The agreement, pending court approval, would end the challenging and controversial four-year receivership of Western United Life Assurance and deliver significant cash to Metropolitan noteholders, according to Kreidler’s office.

Metropolitan trustee Maggie Lyons isn’t so sure and is stung by how her legal and business advisers were shut out of the sales process and didn’t learn of the deal or the name of the buyer — Global Life Holdings — until court papers were filed Friday night in Olympia.

“We need to understand what this deal is all about,” Lyons said. “What I can say is this: This is not a $52 million sale that will net that kind of cash to my creditors.”

The proposed sale is the latest round in a long-running feud between Kreidler’s office and the Metropolitan trust.

Kreidler seized Western United in March 2004 as Spokane-based Metropolitan filed for bankruptcy, an accounting scandal that led to criminal convictions. Federal lawsuits unfolded, and regulators found improper investments.
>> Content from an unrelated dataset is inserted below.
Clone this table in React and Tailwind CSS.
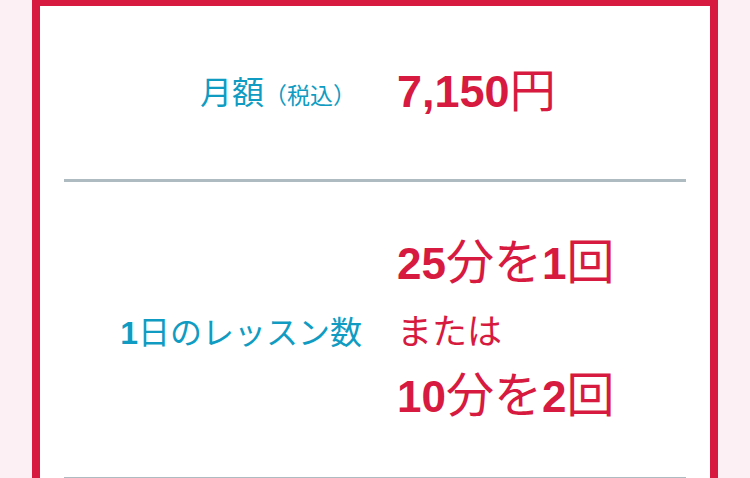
export default function App() {
  const font = { fontFamily: '"Liberation Sans", "Noto Sans CJK JP", sans-serif' };
  return (
    <div className="min-h-screen bg-[#fdf0f4] px-8" style={font}>
      <div className="border-x-8 border-t-[6px] border-[#d71a40] bg-white px-6">
        <div className="flex h-[173px] items-center">
          <div className="w-[292px] text-right text-[#109cc2] leading-none">
            <span className="text-[32px]">月額</span>
            <span className="text-[23px]">（税込）</span>
          </div>
          <div className="ml-[41px] -mt-[3px] leading-none text-[#d71a40]">
            <span className="text-[45px] font-bold">7,150</span>
            <span className="text-[46px]">円</span>
          </div>
        </div>
        <div className="h-[3px] bg-[#aebbc1]" />
        <div className="flex h-[295px] items-center">
          <div className="w-[298px] pt-[6px] text-right text-[32px] leading-none text-[#109cc2]">
            <span className="font-bold">1</span>日のレッスン数
          </div>
          <div className="ml-[35px] flex flex-col text-[#d71a40]">
            <div className="h-[60px] text-[48px] leading-[60px]">
              <span className="text-[44px] font-bold">25</span>分を<span className="text-[44px] font-bold">1</span>回
            </div>
            <div className="mt-[15px] h-[48px] text-[35px] leading-[48px]">または</div>
            <div className="mt-[10px] h-[60px] text-[48px] leading-[60px]">
              <span className="text-[44px] font-bold">10</span>分を<span className="text-[44px] font-bold">2</span>回
            </div>
          </div>
        </div>
        <div className="h-[3px] bg-[#aebbc1]" />
      </div>
    </div>
  );
}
The deal calls for Metropolitan’s stock in Western to be canceled. New stock would be issued to Global Life.

In exchange, a separate trust would be created to accept a $5 million cash deposit; real estate that Kreidler’s office values at $15 million; and a $32 million claim for reinsurance payments from Old Standard.

“It’s a deal full of hooks and outs that we don’t yet understand,” said P.J. Grabicki, a lawyer representing creditors. “But if it has value and merit, we welcome the opportunity to learn more about it.”

He and Lyons criticized the secrecy of the sales process and said they were still hoping to discuss the details of the proposed sale with Kreidler’s staff.

The sale, according to insurance-commission spokeswoman Stephanie Marquis, would enable Western United to continue in business to support its annuity obligations to 26,000 policyholders.

A May 2 court hearing is scheduled, and Lyons said that unless she is satisfied that the deal is in the best interests of the thousands of noteholders who lost $357 million, there will be a legal fight.

“We believe we have proposed a better rehabilitation plan that is stronger for the creditors and treats Western United’s policyholders equally,” she said. “Why is [the insurance commission] forcing this sale on the owners when it may not be in their best interests?”

Proposed buyer Global Life is owned jointly by Global Secured Capital and DLB Capital. The companies will finance the purchase from one U.S.-based investment fund and another offshore fund managed out of the Cayman Islands.

According to the proposed sale, the companies are in the business of investing and lending in life insurance-based assets.